Provoking, Invoking, and Poking Emotional Reactions In Others: Crazy Making

Those who have certain types of Control issues and Boundary problems may habitually try to provoke emotional responses in other people.
Trying to provoke emotions in others is a common sociopath behavior; of course it's also found in others who have maladaptive social behaviors as well.

Frequently provoking emotions/feelings in a target (such as fear, shame, guilt, self-doubt, worry, anger, sadness, loneliness, humiliation, hope, camaraderie, trust) allows the Controller to predict, manipulate and control the target's behaviors and actions. They'll often provoke one feeling in a target, and then switch to provoking an opposite feeling.
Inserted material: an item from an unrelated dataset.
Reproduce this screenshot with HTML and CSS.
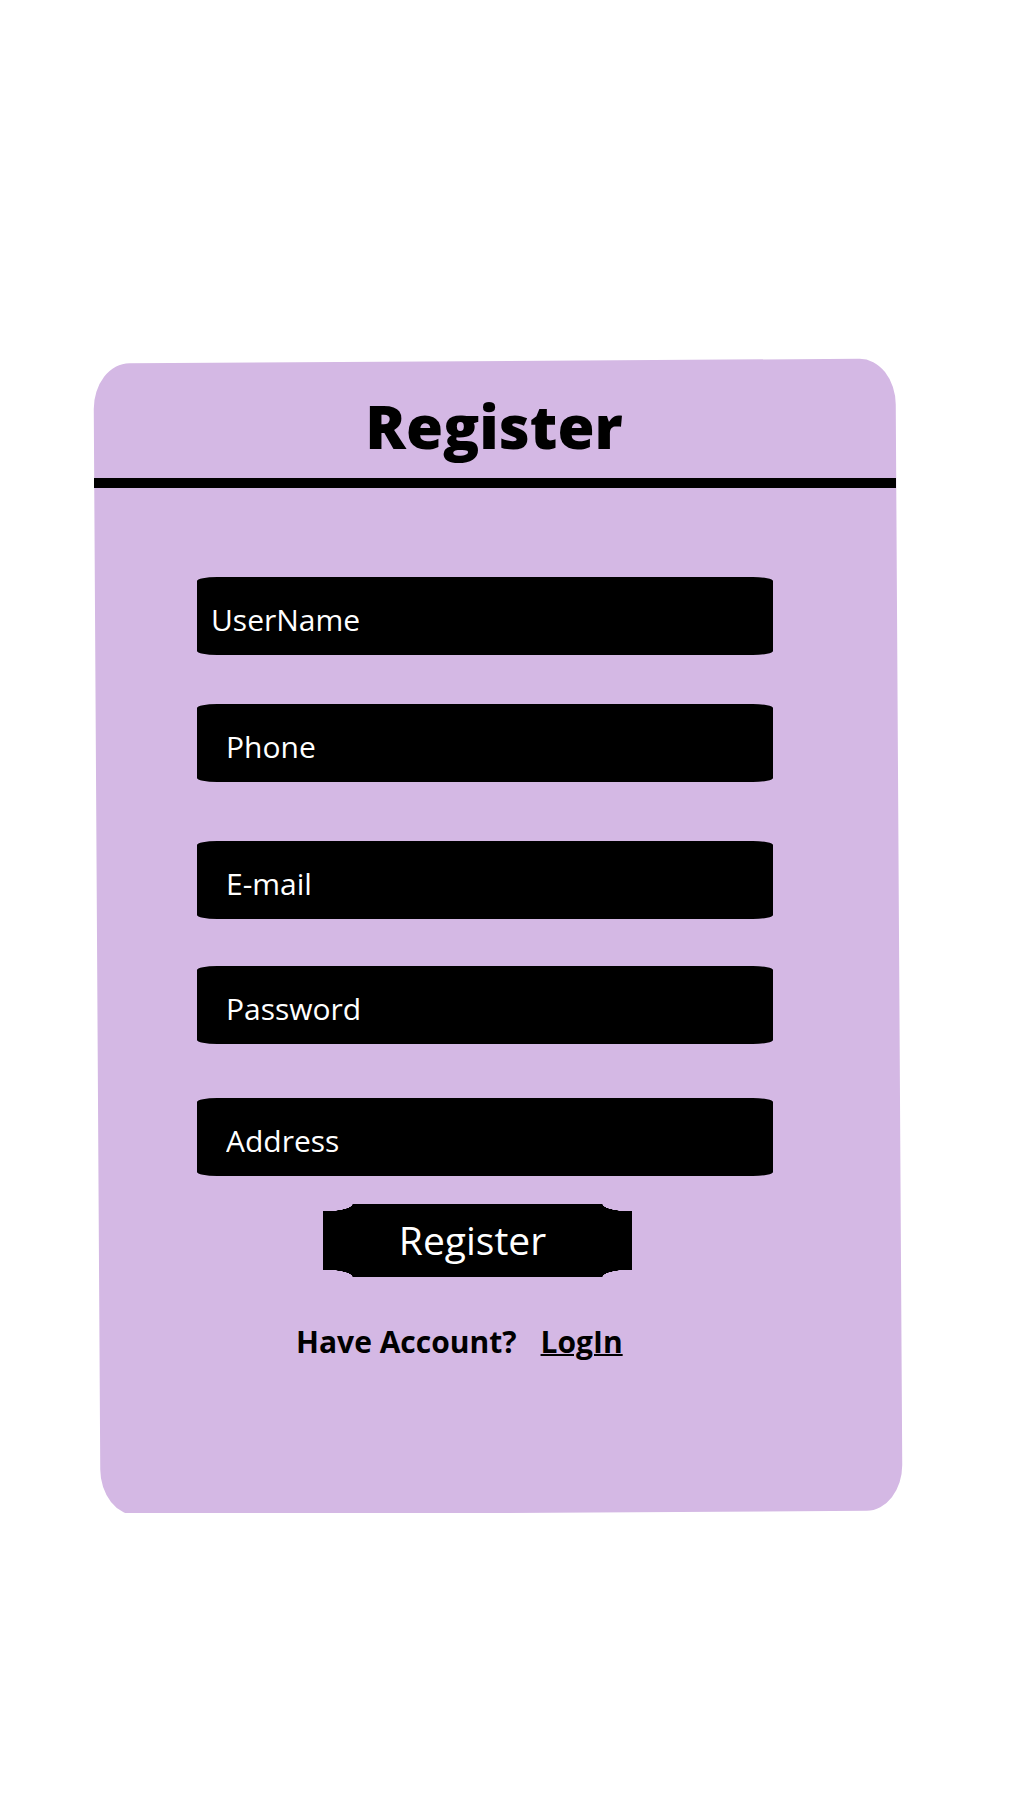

For example "Let's go to the movies and have a nice dinner out tonight!" can provoke hope, trust, camaraderie and joy. Then right before it's time to go, they might start an argument or suddenly have to leave, or they don't feel well so they don't want to or can't go. This takes AWAY the target's good feelings, and replaces them with uncomfortable feelings, such as disappointment, sadness, loneliness, or anger, betrayal and abandonment, especially if this kind of bait and switch happens frequently. So the Controller successfully provoked emotions and feelings in the target with both the suggestion of dinner and a movie, and with taking away dinner and a movie. If the target reacts at all, expressing any 'negative' emotion, the Controller will likely accuse them of being hostile, demanding, whiny, or crazy. Controllers SEEK emotional reactions in targets for various reasons, both for supply and for manipulation.

When a person is in defense mode, they are much more apt to be reactive instead of intentional and confident.

If you scare your cat, for instance, you know what he's going to do, pretty much. If he's relaxed and calm, he's confident and operating of his own volition, making decisions and purposeful actions autonomously. Getting HIS OWN goals and needs met. When he's frightened, he's doing one thing: reacting to his fear. His behavior is predictable, and once he's in fear mode, he's even easier to scare and manipulate further.
A Controller would call a cat that's reacting in fear "crazy" or "psycho".

(Actually you can witness this, literally, on episodes of the show My Cat From Hell, with Jackson Galaxy Saturdays at 8 p.m. on Animal Planet. Many cat owners who ask Jackson to "fix their cat" frequently blame their cat for "erratic" behavior, even when it's extremely obvious that the owners are causing it.)